■ WHAT YOU SHOULD DO ■
Using the listing below, extract each line that has the word "React" in it.

======== MATERIAL ========

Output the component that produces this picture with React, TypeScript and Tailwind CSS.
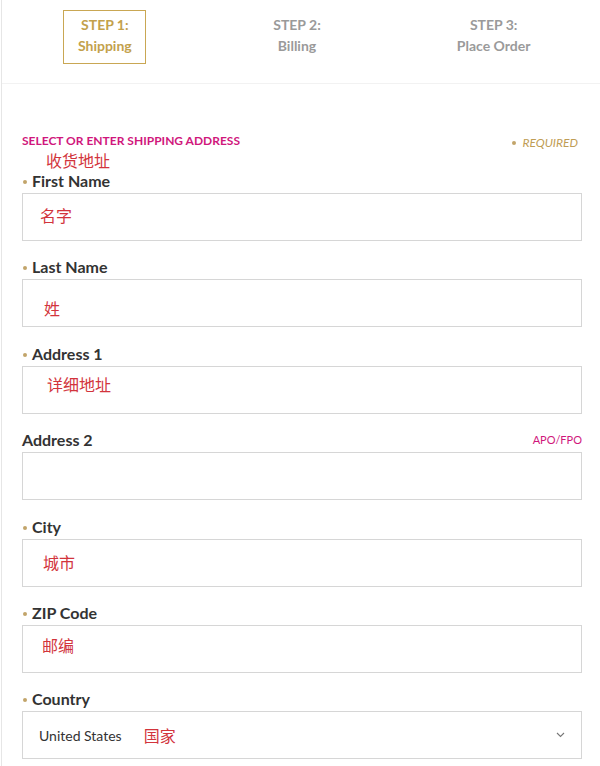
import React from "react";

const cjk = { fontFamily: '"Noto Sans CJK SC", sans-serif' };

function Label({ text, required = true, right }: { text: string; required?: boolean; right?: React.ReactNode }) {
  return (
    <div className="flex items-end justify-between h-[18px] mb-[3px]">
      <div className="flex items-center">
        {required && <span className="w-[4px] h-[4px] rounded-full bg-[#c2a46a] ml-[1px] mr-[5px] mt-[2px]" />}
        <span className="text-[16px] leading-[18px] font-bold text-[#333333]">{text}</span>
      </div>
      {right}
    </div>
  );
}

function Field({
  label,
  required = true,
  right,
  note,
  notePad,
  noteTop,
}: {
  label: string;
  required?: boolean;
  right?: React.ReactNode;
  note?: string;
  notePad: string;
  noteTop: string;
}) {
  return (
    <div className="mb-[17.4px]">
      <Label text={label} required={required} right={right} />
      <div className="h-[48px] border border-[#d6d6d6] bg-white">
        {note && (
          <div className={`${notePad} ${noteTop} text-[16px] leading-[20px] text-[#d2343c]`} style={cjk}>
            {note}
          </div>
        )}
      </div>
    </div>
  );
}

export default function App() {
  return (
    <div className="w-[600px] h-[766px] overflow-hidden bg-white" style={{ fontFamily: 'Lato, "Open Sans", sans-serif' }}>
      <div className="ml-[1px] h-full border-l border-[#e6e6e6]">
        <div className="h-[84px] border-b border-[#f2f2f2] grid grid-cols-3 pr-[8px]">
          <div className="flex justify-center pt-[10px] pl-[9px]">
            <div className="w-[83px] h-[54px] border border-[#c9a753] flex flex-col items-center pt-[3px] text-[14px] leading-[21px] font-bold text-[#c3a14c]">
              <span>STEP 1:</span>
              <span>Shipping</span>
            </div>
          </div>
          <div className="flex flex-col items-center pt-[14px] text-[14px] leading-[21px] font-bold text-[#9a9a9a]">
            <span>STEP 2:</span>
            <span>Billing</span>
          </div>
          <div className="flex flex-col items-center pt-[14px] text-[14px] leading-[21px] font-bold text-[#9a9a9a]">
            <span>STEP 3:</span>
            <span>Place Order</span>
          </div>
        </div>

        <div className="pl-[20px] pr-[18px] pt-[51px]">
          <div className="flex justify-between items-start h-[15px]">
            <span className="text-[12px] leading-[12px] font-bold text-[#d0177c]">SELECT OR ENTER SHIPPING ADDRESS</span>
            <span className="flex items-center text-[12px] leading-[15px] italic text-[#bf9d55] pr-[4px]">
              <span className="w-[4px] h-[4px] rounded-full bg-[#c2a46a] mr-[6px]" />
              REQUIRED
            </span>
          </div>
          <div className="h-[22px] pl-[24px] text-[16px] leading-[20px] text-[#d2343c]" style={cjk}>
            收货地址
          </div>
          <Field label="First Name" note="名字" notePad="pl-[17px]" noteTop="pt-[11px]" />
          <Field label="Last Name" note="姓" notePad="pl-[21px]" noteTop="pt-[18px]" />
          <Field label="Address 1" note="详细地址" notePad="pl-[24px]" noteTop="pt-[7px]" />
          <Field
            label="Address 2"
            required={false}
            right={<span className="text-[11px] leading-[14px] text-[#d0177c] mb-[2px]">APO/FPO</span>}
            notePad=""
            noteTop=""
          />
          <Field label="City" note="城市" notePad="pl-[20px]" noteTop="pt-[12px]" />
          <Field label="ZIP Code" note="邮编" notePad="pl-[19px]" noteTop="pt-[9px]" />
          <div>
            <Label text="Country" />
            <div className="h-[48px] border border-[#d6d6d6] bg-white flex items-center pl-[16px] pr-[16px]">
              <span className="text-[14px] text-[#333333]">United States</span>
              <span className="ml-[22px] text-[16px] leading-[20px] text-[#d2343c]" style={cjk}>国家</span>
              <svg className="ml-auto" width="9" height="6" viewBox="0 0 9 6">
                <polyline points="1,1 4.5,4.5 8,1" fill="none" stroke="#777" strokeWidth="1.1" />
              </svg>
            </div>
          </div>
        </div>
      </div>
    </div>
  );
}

========
======== MATERIAL ========

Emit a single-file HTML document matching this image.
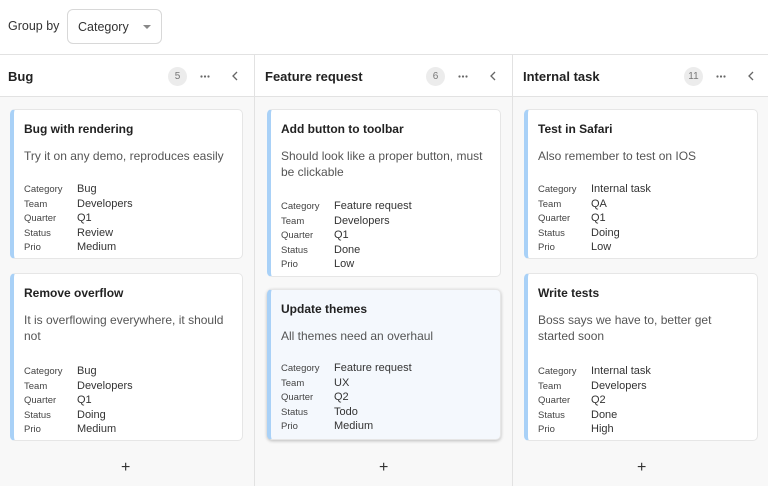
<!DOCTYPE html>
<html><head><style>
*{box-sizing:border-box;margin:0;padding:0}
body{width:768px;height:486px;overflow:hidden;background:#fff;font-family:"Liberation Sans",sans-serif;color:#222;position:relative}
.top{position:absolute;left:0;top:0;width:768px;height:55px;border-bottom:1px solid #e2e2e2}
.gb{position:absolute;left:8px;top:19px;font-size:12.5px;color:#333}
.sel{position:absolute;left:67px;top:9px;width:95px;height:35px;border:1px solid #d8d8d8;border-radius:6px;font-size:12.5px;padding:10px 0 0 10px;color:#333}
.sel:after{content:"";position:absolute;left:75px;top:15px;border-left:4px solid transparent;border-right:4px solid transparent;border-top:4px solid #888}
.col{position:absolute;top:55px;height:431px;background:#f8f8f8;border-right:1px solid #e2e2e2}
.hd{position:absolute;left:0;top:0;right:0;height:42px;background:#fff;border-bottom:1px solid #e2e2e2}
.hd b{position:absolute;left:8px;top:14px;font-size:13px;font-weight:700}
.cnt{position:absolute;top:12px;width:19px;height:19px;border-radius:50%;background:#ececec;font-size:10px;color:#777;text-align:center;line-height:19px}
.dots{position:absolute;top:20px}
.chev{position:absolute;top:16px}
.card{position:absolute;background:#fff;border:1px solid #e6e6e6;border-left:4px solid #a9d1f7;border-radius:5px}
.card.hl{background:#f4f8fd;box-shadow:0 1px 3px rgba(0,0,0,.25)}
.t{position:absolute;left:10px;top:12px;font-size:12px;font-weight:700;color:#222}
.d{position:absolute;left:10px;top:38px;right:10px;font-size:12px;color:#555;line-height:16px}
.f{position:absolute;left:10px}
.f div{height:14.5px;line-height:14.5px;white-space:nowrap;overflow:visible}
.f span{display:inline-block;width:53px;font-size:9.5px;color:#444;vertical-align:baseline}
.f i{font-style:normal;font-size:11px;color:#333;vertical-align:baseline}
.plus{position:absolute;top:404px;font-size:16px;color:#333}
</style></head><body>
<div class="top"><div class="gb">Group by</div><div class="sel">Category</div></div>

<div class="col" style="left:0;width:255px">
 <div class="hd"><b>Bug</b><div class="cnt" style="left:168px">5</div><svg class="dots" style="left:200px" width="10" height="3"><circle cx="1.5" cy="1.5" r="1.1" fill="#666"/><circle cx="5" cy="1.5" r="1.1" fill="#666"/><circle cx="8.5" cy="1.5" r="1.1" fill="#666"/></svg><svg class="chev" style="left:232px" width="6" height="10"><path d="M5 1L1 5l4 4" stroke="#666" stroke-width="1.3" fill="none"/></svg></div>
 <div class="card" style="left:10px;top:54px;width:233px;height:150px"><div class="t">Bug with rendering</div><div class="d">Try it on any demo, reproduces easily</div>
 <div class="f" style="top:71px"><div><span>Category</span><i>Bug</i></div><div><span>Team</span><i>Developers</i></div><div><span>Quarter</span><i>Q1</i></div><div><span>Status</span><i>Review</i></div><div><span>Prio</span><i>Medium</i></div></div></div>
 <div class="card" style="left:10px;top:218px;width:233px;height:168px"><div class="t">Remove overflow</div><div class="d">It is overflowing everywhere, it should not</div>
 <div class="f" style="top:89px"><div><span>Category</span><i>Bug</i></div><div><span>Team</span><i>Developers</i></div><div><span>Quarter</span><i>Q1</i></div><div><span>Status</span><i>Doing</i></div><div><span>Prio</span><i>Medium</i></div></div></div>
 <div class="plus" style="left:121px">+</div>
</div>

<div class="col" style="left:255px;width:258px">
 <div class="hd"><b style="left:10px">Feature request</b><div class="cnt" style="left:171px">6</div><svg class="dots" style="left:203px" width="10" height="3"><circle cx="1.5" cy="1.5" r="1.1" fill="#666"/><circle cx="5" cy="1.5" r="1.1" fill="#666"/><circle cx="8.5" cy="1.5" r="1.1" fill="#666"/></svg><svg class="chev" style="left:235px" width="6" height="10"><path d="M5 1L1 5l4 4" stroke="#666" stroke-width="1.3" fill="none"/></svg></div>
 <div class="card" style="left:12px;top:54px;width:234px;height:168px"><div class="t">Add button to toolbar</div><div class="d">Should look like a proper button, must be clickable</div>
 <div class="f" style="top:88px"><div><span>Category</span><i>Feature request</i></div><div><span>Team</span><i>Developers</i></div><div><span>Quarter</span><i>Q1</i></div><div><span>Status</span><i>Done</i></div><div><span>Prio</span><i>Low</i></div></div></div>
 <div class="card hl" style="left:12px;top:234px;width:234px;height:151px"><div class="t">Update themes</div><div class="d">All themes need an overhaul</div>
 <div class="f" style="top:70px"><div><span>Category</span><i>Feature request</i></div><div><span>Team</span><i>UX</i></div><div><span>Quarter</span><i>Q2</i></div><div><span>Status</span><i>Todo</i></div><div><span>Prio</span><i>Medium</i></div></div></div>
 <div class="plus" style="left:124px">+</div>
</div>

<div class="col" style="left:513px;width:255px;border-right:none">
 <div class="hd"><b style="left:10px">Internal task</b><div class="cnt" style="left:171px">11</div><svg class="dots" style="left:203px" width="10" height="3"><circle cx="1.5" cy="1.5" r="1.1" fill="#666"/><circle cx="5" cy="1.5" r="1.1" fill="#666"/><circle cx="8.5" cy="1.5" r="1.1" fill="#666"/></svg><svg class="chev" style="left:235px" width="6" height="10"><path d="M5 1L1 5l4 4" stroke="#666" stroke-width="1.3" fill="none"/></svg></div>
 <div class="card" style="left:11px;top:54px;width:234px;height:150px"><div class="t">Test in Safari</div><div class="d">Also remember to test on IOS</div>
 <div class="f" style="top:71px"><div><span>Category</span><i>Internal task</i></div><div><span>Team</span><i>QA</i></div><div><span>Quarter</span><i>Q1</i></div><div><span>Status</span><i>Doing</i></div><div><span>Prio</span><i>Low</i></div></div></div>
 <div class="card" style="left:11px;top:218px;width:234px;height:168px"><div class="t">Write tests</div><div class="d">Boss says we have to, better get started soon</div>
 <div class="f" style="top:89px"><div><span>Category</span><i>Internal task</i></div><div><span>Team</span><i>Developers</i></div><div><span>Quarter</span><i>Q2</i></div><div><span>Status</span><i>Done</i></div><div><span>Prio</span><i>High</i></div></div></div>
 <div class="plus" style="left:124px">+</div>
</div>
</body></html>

========

■ CORRECT RESULT ■
Output the component that produces this picture with React, TypeScript and Tailwind CSS.
import React from "react";
function Label({ text, required = true, right }: { text: string; required?: boolean; right?: React.ReactNode }) {
  right?: React.ReactNode;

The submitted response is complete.